The reason is simple; the English fox has been carefully husbanded, nurtured and culled. The hunt is the annual cull, operated in a narrow non-breeding season. Another fact. Amid all the intricate lines of the food chains that operate here in the country, with predators night and day hunting their quarry, only the fox sits at the top of the chain. No one preys on him. Without a selective reduction in his numbers, he would experience a population explosion with disastrous results for the rest of the ecology and just as bad for the foxes, reduced to scavenging garbage or fighting each other as the life support system ran out.
Another uncomfortable fact. The actual cull is conducted by three highly skilled professionals, the huntsman and two whippers-in. These men alone, plus the hounds, could do the job. That a hundred others in bright pink costumes choose to come after them may be traditional, picturesque or offensive, but it has nothing to do with the reduction of the numbers in the fox population.
These are the people who take their pleasure in riding at breakneck speed on large horses over some of the roughest countryside they can find - or that the fox can find for them. Personally, I think they are crazy, but then I don't hunt and don't even like horses.
A true cull is not just a decimation across the board; lorries can do that. A cull emulates Nature; as the lion of Africa or the wolf in the Arctic, it weeds out the weak, the old, the tired, the sick and the infirm. As in Nature, the great majority of the fit, virile animals in the prime escape, to mate, breed and produce equally fine offspring. Hence the genetic supremacy of the English fox.
The mainspring behind the conversion of millions of your constituents to the view of the zealots lies in anthropomorphism - an ugly Greek word that means two things: assumption by humans that wild animals share the same standards, criteria, attitudes and fears that we do; and a presumption that we can judge the worth of a wild animal whether we think he is pretty or not.
Most of those who live in our cities and suburbs, and thus the bulk supporting the Bill, have only ever seen a fox on a TV documentary. Here they are presented as little bundles of fluff called cubs. Like puppies and kittens, we judge them to be sweet, cute and fetching. Few mention that these bundles of fluff grow up to be the biggest mass killers in the English countryside.
The fox is one of the three animals in our Nature (the other two are the mink and the polecat) that kills for pleasure, not just what it needs for food. The bunny rabbit is a cute little fellow too; in a full life a fox will happily kill a thousand of them. Chickens are quite harmless ladies and provide us with our eggs; a fox will slaughter the entire house of them for fun. Lambs are cute too; I know, because children come to my farm in lambing time just to cuddle them. There are two carcases in my yard at the moment (lambs, not children) that had their heads chewed off last night.
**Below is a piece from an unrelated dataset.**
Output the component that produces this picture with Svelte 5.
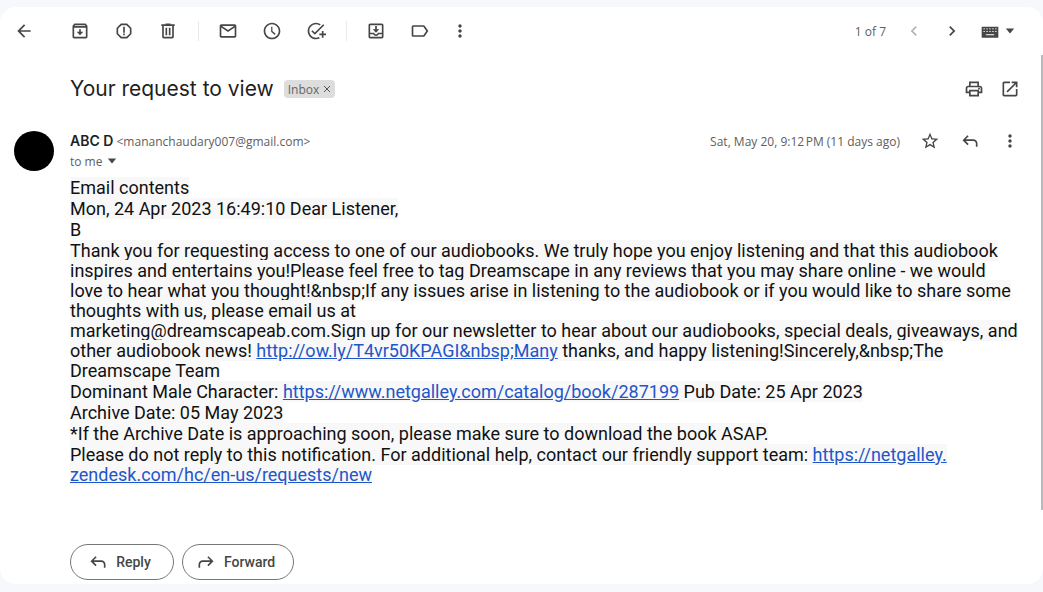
<script>
  const icons = {
    back: 'M20 11H7.83l5.59-5.59L12 4l-8 8 8 8 1.41-1.41L7.83 13H20v-2z',
    archive: 'M20.54 5.23l-1.39-1.68C18.88 3.21 18.47 3 18 3H6c-.47 0-.88.21-1.16.55L3.46 5.23C3.17 5.57 3 6.02 3 6.5V19c0 1.1.9 2 2 2h14c1.1 0 2-.9 2-2V6.5c0-.48-.17-.93-.46-1.27zM6.24 5h11.52l.83 1H5.42l.82-1zM5 19V8h14v11H5zm6-9h2v3h3l-4 4-4-4h3z',
    spam: 'M15.73 3H8.27L3 8.27v7.46L8.27 21h7.46L21 15.73V8.27L15.73 3zM19 14.9L14.9 19H9.1L5 14.9V9.1L9.1 5h5.8L19 9.1v5.8zM11 7h2v7h-2zM11 15h2v2h-2z',
    trash: 'M15 4V3H9v1H4v2h1v13c0 1.1.9 2 2 2h10c1.1 0 2-.9 2-2V6h1V4h-5zm2 15H7V6h10v13zM9 8h2v9H9zM13 8h2v9h-2z',
    mail: 'M20 4H4c-1.1 0-2 .9-2 2v12c0 1.1.9 2 2 2h16c1.1 0 2-.9 2-2V6c0-1.1-.9-2-2-2zm-.8 2L12 10.8 4.8 6h14.4zM4 18V7.87l8 5.33 8-5.33V18H4z',
    clock: 'M12 2C6.5 2 2 6.5 2 12s4.5 10 10 10 10-4.5 10-10S17.5 2 12 2zm0 18c-4.41 0-8-3.59-8-8s3.59-8 8-8 8 3.59 8 8-3.59 8-8 8zm.5-13H11v6l4.2 3.8 1.1-1.4-3.8-3.3V7z',
    task: 'M22 5.18L10.59 16.6l-4.24-4.24 1.41-1.41 2.83 2.83 10-10L22 5.18zM12 20c-4.41 0-8-3.59-8-8s3.59-8 8-8c1.57 0 3.04.46 4.28 1.25l1.45-1.45A10.02 10.02 0 0 0 12 2C6.48 2 2 6.48 2 12s4.48 10 10 10c1.73 0 3.36-.44 4.78-1.22l-1.5-1.5c-1 .46-2.11.72-3.28.72zm7-5h-3v2h3v3h2v-3h3v-2h-3v-3h-2v3z',
    move: 'M19 3H5c-1.1 0-2 .9-2 2v14c0 1.1.9 2 2 2h14c1.1 0 2-.9 2-2V5c0-1.1-.9-2-2-2zm0 16H5v-3h3.56c.69 1.19 1.97 2 3.45 2s2.75-.81 3.45-2H19v3zm0-5h-4.99c0 1.1-.9 2-2 2s-2-.9-2-2H5V5h14v9zm-3-4h-3V6h-2v4H8l4 4z',
    label: 'M16 5H4c-1.1 0-2 .9-2 2v10c0 1.1.9 2 2 2h12c.67 0 1.27-.33 1.63-.84L22 12l-4.37-6.16C17.27 5.33 16.67 5 16 5zm0 12H4V7h12l3.55 5L16 17z',
    more: 'M12 8c1.1 0 2-.9 2-2s-.9-2-2-2-2 .9-2 2 .9 2 2 2zm0 2c-1.1 0-2 .9-2 2s.9 2 2 2 2-.9 2-2-.9-2-2-2zm0 6c-1.1 0-2 .9-2 2s.9 2 2 2 2-.9 2-2-.9-2-2-2z',
    prev: 'M15.41 7.41L14 6l-6 6 6 6 1.41-1.41L10.83 12z',
    next: 'M10 6L8.59 7.41 13.17 12l-4.58 4.59L10 18l6-6z',
    keyboard: 'M2 7h20v13H2zM4 9v1h2V9zm3.500 0v1h2V9zm3.500 0v1h2V9zm3.500 0v1h2V9zM18 9v1h2V9zM4 12.300v1h2v-1zm3.500 0v1h2v-1zm3.500 0v1h2v-1zm3.500 0v1h2v-1zm3.500 0v1h2v-1zM7 16v1h10v-1z',
    print: 'M19 8h-1V3H6v5H5c-1.66 0-3 1.34-3 3v6h4v4h12v-4h4v-6c0-1.66-1.34-3-3-3zM8 5h8v3H8V5zm8 14H8v-4h8v4zm2-4v-2H6v2H4v-4c0-.55.45-1 1-1h14c.55 0 1 .45 1 1v4h-2zM17 10.500h2v2h-2z',
    open: 'M19 19H5V5h7V3H5c-1.11 0-2 .9-2 2v14c0 1.1.89 2 2 2h14c1.1 0 2-.9 2-2v-7h-2v7zM14 3v2h3.590l-9.830 9.830 1.410 1.410L19 6.410V10h2V3h-7z',
    star: 'M22 9.240l-7.190-.62L12 2 9.190 8.630 2 9.240l5.460 4.730L5.820 21 12 17.270 18.180 21l-1.630-7.030L22 9.240zM12 15.400l-3.760 2.270 1-4.280-3.320-2.880 4.380-.38L12 6.100l1.710 4.040 4.380.38-3.320 2.880 1 4.280L12 15.400z',
    reply: 'M19 19v-4c0-1.660-1.340-3-3-3H6.830l3.580 3.590L9 17l-6-6 6-6 1.410 1.410L6.830 10H16c2.760 0 5 2.240 5 5v4h-2z',
    forward: 'M5 19v-4c0-1.660 1.340-3 3-3h9.170l-3.580 3.590L15 17l6-6-6-6-1.410 1.410L17.170 10H8c-2.760 0-5 2.240-5 5v4h2z',
    caret: 'M7 9l5 6 5-6z',
  };
  const triage = [['archive', 'Archive'], ['spam', 'Report spam'], ['trash', 'Delete']];
  const marks = [['mail', 'Mark as unread'], ['clock', 'Snooze'], ['task', 'Add to Tasks']];
  const filing = [['move', 'Move to'], ['label', 'Labels']];
</script>

{#snippet icon(name)}
  <svg viewBox="0 0 24 24" aria-hidden="true"><path fill-rule="evenodd" d={icons[name]} /></svg>
{/snippet}

{#snippet tool(name, label)}
  <button class="tool {name}" aria-label={label}>{@render icon(name)}</button>
{/snippet}

{#snippet group(items)}
  <div class="group">
    {#each items as [name, label]}{@render tool(name, label)}{/each}
  </div>
{/snippet}

<main>
  <header class="toolbar">
    {@render tool('back', 'Back to Inbox')}
    {@render group(triage)}
    <span class="rule"></span>
    {@render group(marks)}
    <span class="rule"></span>
    {@render group(filing)}
    {@render tool('more', 'More')}
    <div class="pager">
      <span class="count">1 of 7</span>
      {@render tool('prev', 'Newer')}
      {@render tool('next', 'Older')}
      <button class="input-tools" aria-label="Select input tool">{@render icon('keyboard')}{@render icon('caret')}</button>
    </div>
  </header>

  <div class="pane">
    <div class="thread">
      <div class="subject">
        <h1>Your request to view</h1>
        <span class="chip">Inbox <button aria-label="Remove label Inbox"><svg viewBox="0 0 8 8" aria-hidden="true"><path d="M1 1l6 6M7 1L1 7" /></svg></button></span>
        <div class="actions">
          {@render tool('print', 'Print all')}
          {@render tool('open', 'In new window')}
        </div>
      </div>

      <article>
        <div class="avatar"></div>
        <div class="message">
          <div class="sender">
            <div class="from"><strong>ABC D</strong> <span class="address">&lt;mananchaudary007@gmail.com&gt;</span></div>
            <time>Sat, May 20, 9:12&#8239;PM (11 days ago)</time>
            <div class="actions">
              {@render tool('star', 'Star')}
              {@render tool('reply', 'Reply')}
              {@render tool('more', 'More')}
            </div>
          </div>
          <button class="to">to me {@render icon('caret')}</button>

          <div class="body">
            <p><span>Email contents</span></p>
            <p><span>Mon, 24 Apr 2023 16:49:10 Dear Listener,</span></p>
            <p>B</p>
            <p><span>Thank you for requesting access to one of our audiobooks. We truly hope you enjoy listening and that this audiobook inspires and entertains you!Please feel free to tag Dreamscape in any reviews that you may share online - we would love to hear what you thought!&amp;nbsp;If any issues arise in listening to the audiobook or if you would like to share some thoughts with us, please email us at<br />marketing@dreamscapeab.com.Sign up for our newsletter to hear about our audiobooks, special deals, giveaways, and other audiobook news! <a href="http://ow.ly/T4vr50KPAGI">http://ow.ly/T4vr50KPAGI&amp;nbsp;Many</a> thanks, and happy listening!Sincerely,&amp;nbsp;The Dreamscape Team</span></p>
            <p><span>Dominant Male Character: <a href="https://www.netgalley.com/catalog/book/287199">https://www.netgalley.com/catalog/book/287199</a> Pub Date: 25 Apr 2023</span></p>
            <p><span>Archive Date: 05 May 2023</span></p>
            <p><span>*If the Archive Date is approaching soon, please make sure to download the book ASAP.</span></p>
            <p><span>Please do not reply to this notification. For additional help, contact our friendly support team: <a href="https://netgalley.zendesk.com/hc/en-us/requests/new">https://netgalley.<wbr />zendesk.com/hc/en-us/requests/new</a></span></p>
          </div>

          <div class="respond">
            <button>{@render icon('reply')}Reply</button>
            <button>{@render icon('forward')}Forward</button>
          </div>
        </div>
      </article>
    </div>
    <div class="thumb"></div>
  </div>
</main>

<style>
  :global(body) {
    background: #f6f8fc;
    padding: 7px 0 8px;
  }
  main {
    background: #fff;
    border-radius: 16px;
    font-family: "Open Sans", Roboto, sans-serif;
    font-size: 12px;
    color: #5e5e5e;
  }
  button {
    font: inherit;
    color: inherit;
    background: none;
    border: 0;
    padding: 0;
    cursor: pointer;
  }
  svg {
    display: block;
    width: 20px;
    height: 20px;
    fill: #444746;
    flex: none;
  }
  .toolbar {
    display: flex;
    align-items: center;
    gap: 20px;
    height: 48px;
    padding: 0 23px 0 14px;
  }
  .back {
    margin-right: 16px;
  }
  .group {
    display: flex;
    gap: 24px;
  }
  .rule {
    width: 1px;
    height: 20px;
    margin-right: -1px;
    background: #e8eaed;
  }
  .pager {
    display: flex;
    align-items: center;
    gap: 18px;
    margin-left: auto;
  }
  .prev svg {
    fill: #b4b5b5;
  }
  .input-tools {
    display: flex;
    align-items: center;
  }
  .pane {
    display: flex;
  }
  .thread {
    flex: 1;
    min-width: 0;
    padding: 16px 21px 4px 14px;
  }
  .thumb {
    width: 2px;
    height: 455px;
    align-self: flex-start;
    background: #b8b9ba;
  }
  .subject {
    display: flex;
    align-items: center;
    gap: 10px;
    height: 36px;
    padding-left: 56px;
  }
  h1 {
    margin: 0;
    font-family: Inter, sans-serif;
    font-size: 21px;
    line-height: 28px;
    font-weight: 400;
    color: #1f1f1f;
  }
  .chip {
    display: flex;
    align-items: center;
    gap: 4px;
    height: 18px;
    padding: 0 4px;
    border-radius: 4px;
    background: #ddd;
    color: #666;
  }
  .chip svg {
    width: 8px;
    height: 8px;
    stroke: #555;
  }
  .actions {
    display: flex;
    gap: 20px;
    margin-left: auto;
  }
  .subject .actions {
    gap: 16px;
  }
  article {
    display: flex;
    gap: 16px;
    padding-top: 24px;
  }
  .avatar {
    width: 40px;
    height: 40px;
    border-radius: 50%;
    background: #000;
    flex: none;
  }
  .message {
    flex: 1;
    min-width: 0;
  }
  .sender {
    display: flex;
    align-items: center;
    height: 20px;
  }
  .from {
    flex: 1;
  }
  strong {
    font-family: Inter, sans-serif;
    font-size: 14px;
    font-weight: 600;
    color: #1f1f1f;
  }
  .sender .actions {
    margin-left: 20px;
  }
  .to {
    display: flex;
    align-items: center;
    height: 20px;
  }
  .body {
    margin-top: 7px;
    font-family: Roboto, sans-serif;
    font-size: 18px;
    line-height: 20px;
    color: #111;
  }
  p {
    margin: 0 0 1px;
  }
  p span {
    background: #f8f8f8;
  }
  a {
    color: #1f56c8;
  }
  .respond {
    display: flex;
    gap: 8px;
    margin-top: 59px;
  }
  .respond button {
    display: flex;
    align-items: center;
    justify-content: center;
    gap: 8px;
    min-width: 104px;
    height: 36px;
    padding: 0 18px 0 13px;
    border: 1px solid #747775;
    border-radius: 18px;
    font-family: Roboto, sans-serif;
    font-size: 14px;
    font-weight: 500;
    color: #444746;
  }
</style>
It is a harsh fact that death is an integral part of our rustic ecology. The owl, jay, magpie, crow, hawk and kestrel hunt eggs, voles, mice and shrews. The stoat, weasel and polecat prey on rabbits and ground-birds. The mink slaughters water fowl chicks. The fox has his honoured place in this scheme of hunter and hunted, but his numbers must be controlled. If you abolish the cull by hound, what is left? Gas: horrible and indiscriminate. Poison: it can empty an entire woodland, including domestic pets. Traps: savage and illegal. The rifle: no sharp-shooter can guarantee a head or heart shot. All imply a long, lingering death in hideous agony.
Only the hound can start the nocturnal fox from his daytime lie-up in dense cover and guarantee despatch in a few seconds or freedom intact.
It may be there is a case that the cull is not necessary at all. I doubt it but, if so, good government requires that the decision be made on the basis of profound study, factual evidence and the views of those steeped in knowledge of our countryside and the natural world within it.